CA Aix-en-Provence, ch. 3-2, 26 juin 2025, n° 24/07000

AIX-EN-PROVENCE

Arrêt

Infirmation partielle

COMPOSITION DE LA JURIDICTION

Président :

Mme Keromes

Conseillers :

Mme Vassail, Mme Miquel

Avocats :

Me Boulan, Me Agnetti, Me Ravaux

T. com. Nice, du 16 déc. 2020

16 décembre 2020

EXPOSE DU LITIGE

La Sarl [7] a été placée, sur assignation de l'Urssaf, en redressement judiciaire par jugement du tribunal de commerce de Nice du 5 novembre 2020 qui a fixé la date de cessation des paiements au 5 novembre 2020, puis en liquidation judiciaire par jugement du 16 décembre 2020. La Selarl [14], représentée par Me [G], a été désignée en qualité de liquidateur judiciaire.

Saisi par assignation du liquidateur judiciaire, le tribunal de commerce Nice a, par jugement réputé contradictoire du 21 mai 2024 (n°2023L01972) :

- retenu les fautes de gestion suivantes à l'encontre de M. [W] [B]':

* non remise d'une comptabilité et non tenue d'une assemblée générale

* absence de souscription d'une assurance de garantie décennale obligatoire pour son activité

* retard dans la déclaration de cessation des paiements

* poursuite d'une activité déficitaire

* absence de collaboration avec les organes de la procédure

-écarté'le grief tiré du transfert d'activité et d'actifs de la Sarl [7] au bénéfice d'une société tierce,

- condamné M. [W] [B] à supporter la totalité de l'insuffisance d'actif, soit 591 239,21 euros,

- condamné M. [W] [B] au paiement de la somme de 3 000 euros au titre de l'article 700 du code de procédure civile.
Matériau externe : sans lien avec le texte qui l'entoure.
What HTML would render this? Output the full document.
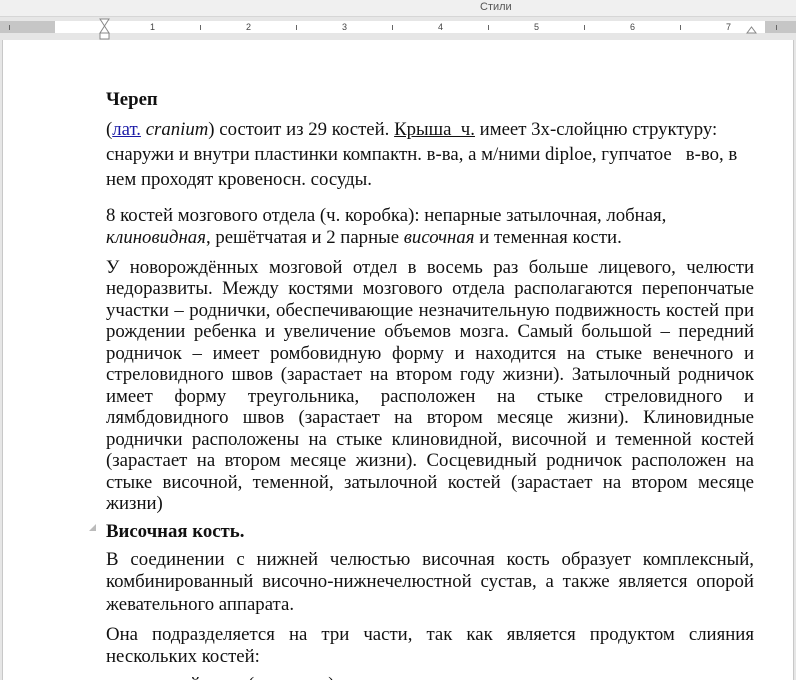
<!DOCTYPE html>
<html><head><meta charset="utf-8"><style>
html,body{margin:0;width:796px;height:680px;overflow:hidden;}
body{background:#e6e6e6;position:relative;font-family:"Liberation Serif",serif;}
.top{position:absolute;left:0;top:0;width:796px;height:16px;background:#f0f0f0;border-bottom:1px solid #d6d6d6;}
.top span{position:absolute;left:480px;top:1px;font:11px "Liberation Sans",sans-serif;color:#555;}
.ruler{position:absolute;left:0;top:21px;width:796px;height:12px;background:#fff;}
.rg{position:absolute;top:21px;height:12px;background:#c6c6c6;}
.page{position:absolute;left:2px;top:40px;width:790px;height:640px;background:#fff;border-left:1px solid #c8c8c8;border-right:1px solid #c8c8c8;}
.c{position:absolute;left:0;top:1px;width:796px;height:679px;overflow:hidden;}
.l{position:absolute;left:106px;width:648px;font-size:18.8px;line-height:20px;color:#111;white-space:nowrap;}
.j{text-align:justify;text-align-last:justify;}
.n{font-family:"Liberation Sans",sans-serif;font-size:9px;color:#444;position:absolute;top:22px;}
.tl{position:absolute;width:1px;height:5px;background:#666;top:25px;}
</style></head><body>
<div class="top"><span>Стили</span></div>
<div class="ruler"></div>
<div class="rg" style="left:0;width:55px"></div>
<div class="rg" style="left:765px;width:31px"></div>
<div class="n" style="left:150px">1</div><div class="n" style="left:246px">2</div><div class="n" style="left:342px">3</div><div class="n" style="left:438px">4</div><div class="n" style="left:534px">5</div><div class="n" style="left:630px">6</div><div class="n" style="left:726px">7</div>
<div class="tl" style="left:200px"></div><div class="tl" style="left:296px"></div><div class="tl" style="left:392px"></div><div class="tl" style="left:488px"></div><div class="tl" style="left:584px"></div><div class="tl" style="left:680px"></div><div class="tl" style="left:9px"></div><div class="tl" style="left:776px"></div>
<svg style="position:absolute;left:99px;top:18px" width="12" height="22"><path d="M1 1H10L5.5 8ZM5.5 8L1 15H10Z" fill="#fff" stroke="#888"/><rect x="1" y="15" width="9" height="6" fill="#fff" stroke="#888"/></svg>
<svg style="position:absolute;left:746px;top:26px" width="12" height="8"><path d="M1 7L5.5 1L10 7Z" fill="#fff" stroke="#888"/></svg>
<div class="page"></div>
<div class="c">
<div class="l" style="top:89px;font-weight:bold">Череп</div>
<div class="l" style="top:119px">(<span style="color:#1a1aa6;text-decoration:underline">лат.</span> <i>cranium</i>) состоит из 29 костей. <u>Крыша&nbsp; ч.</u> имеет 3х-слойцню структуру:</div>
<div class="l" style="top:144px">снаружи и внутри пластинки компактн. в-ва, а м/ними diploe, гупчатое&nbsp;&nbsp; в-во, в</div>
<div class="l" style="top:169px">нем проходят кровеносн. сосуды.</div>
<div class="l" style="top:205px">8 костей мозгового отдела (ч. коробка): непарные затылочная, лобная,</div>
<div class="l" style="top:227px"><i>клиновидная</i>, решётчатая и 2 парные <i>височная</i> и теменная кости.</div>
<div class="l j" style="top:257px">У новорождённых мозговой отдел в восемь раз больше лицевого, челюсти</div>
<div class="l j" style="top:278px">недоразвиты. Между костями мозгового отдела располагаются перепончатые</div>
<div class="l j" style="top:300px">участки – роднички, обеспечивающие незначительную подвижность костей при</div>
<div class="l j" style="top:321px">рождении ребенка и увеличение объемов мозга. Самый большой – передний</div>
<div class="l j" style="top:343px">родничок – имеет ромбовидную форму и находится на стыке венечного и</div>
<div class="l j" style="top:364px">стреловидного швов (зарастает на втором году жизни). Затылочный родничок</div>
<div class="l j" style="top:386px">имеет форму треугольника, расположен на стыке стреловидного и</div>
<div class="l j" style="top:407px">лямбдовидного швов (зарастает на втором месяце жизни). Клиновидные</div>
<div class="l j" style="top:429px">роднички расположены на стыке клиновидной, височной и теменной костей</div>
<div class="l j" style="top:450px">(зарастает на втором месяце жизни). Сосцевидный родничок расположен на</div>
<div class="l j" style="top:472px">стыке височной, теменной, затылочной костей (зарастает на втором месяце</div>
<div class="l" style="top:493px">жизни)</div>
<svg style="position:absolute;left:89px;top:523px" width="8" height="8"><path d="M7 0V7H0Z" fill="#bbb"/></svg>
<div class="l" style="top:521px;font-weight:bold">Височная кость.</div>
<div class="l j" style="top:549px">В соединении с нижней челюстью височная кость образует комплексный,</div>
<div class="l j" style="top:571px">комбинированный височно-нижнечелюстной сустав, а также является опорой</div>
<div class="l" style="top:594px">жевательного аппарата.</div>
<div class="l j" style="top:624px">Она подразделяется на три части, так как является продуктом слияния</div>
<div class="l" style="top:646px">нескольких костей:</div>
<div class="l" style="top:674px;left:130px">–&nbsp; чешуйчатая (squamosa);</div>
</div>
</body></html>
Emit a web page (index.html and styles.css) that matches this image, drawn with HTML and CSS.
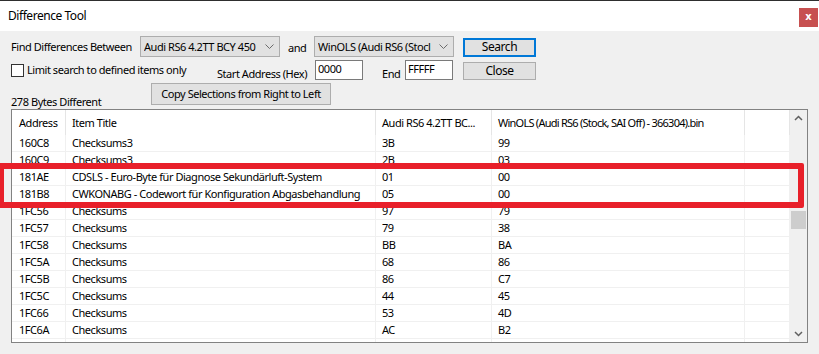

M.[W] [B] a interjeté appel de cette décision le 31 mai 2024.

Suivant conclusions d'appelant'déposées et signifiées par RPVA le 9 juillet 2024, il demande à la cour de':

- le déclarer recevable et bien fondé en son appel,

- réformer le jugement du 21 mai 2024,

- infirmer la décision du 21 mai 2024 rendue par le tribunal de commerce de Nice en ce qu'elle a déclaré recevables et bien fondées les demandes de la Selarl [14] ès qualités, jugé que M. [W] [B] a commis des fautes de gestion, jugé que ces fautes de gestion ont contribué à l'insuffisance d'actif, condamné M. [W] [B] à payer à la Selarl [14] ès qualités la somme de 591'239,21 euros au titre de l'insuffisance d'actif, ordonné l'exécution provisoire du jugement, condamné M. [W] [B] à payer à la Selarl [14] ès qualités la somme de 3 000 euros au titre de l'article 700 du code de procédure civile, condamné M. [W] [B] aux entiers dépens.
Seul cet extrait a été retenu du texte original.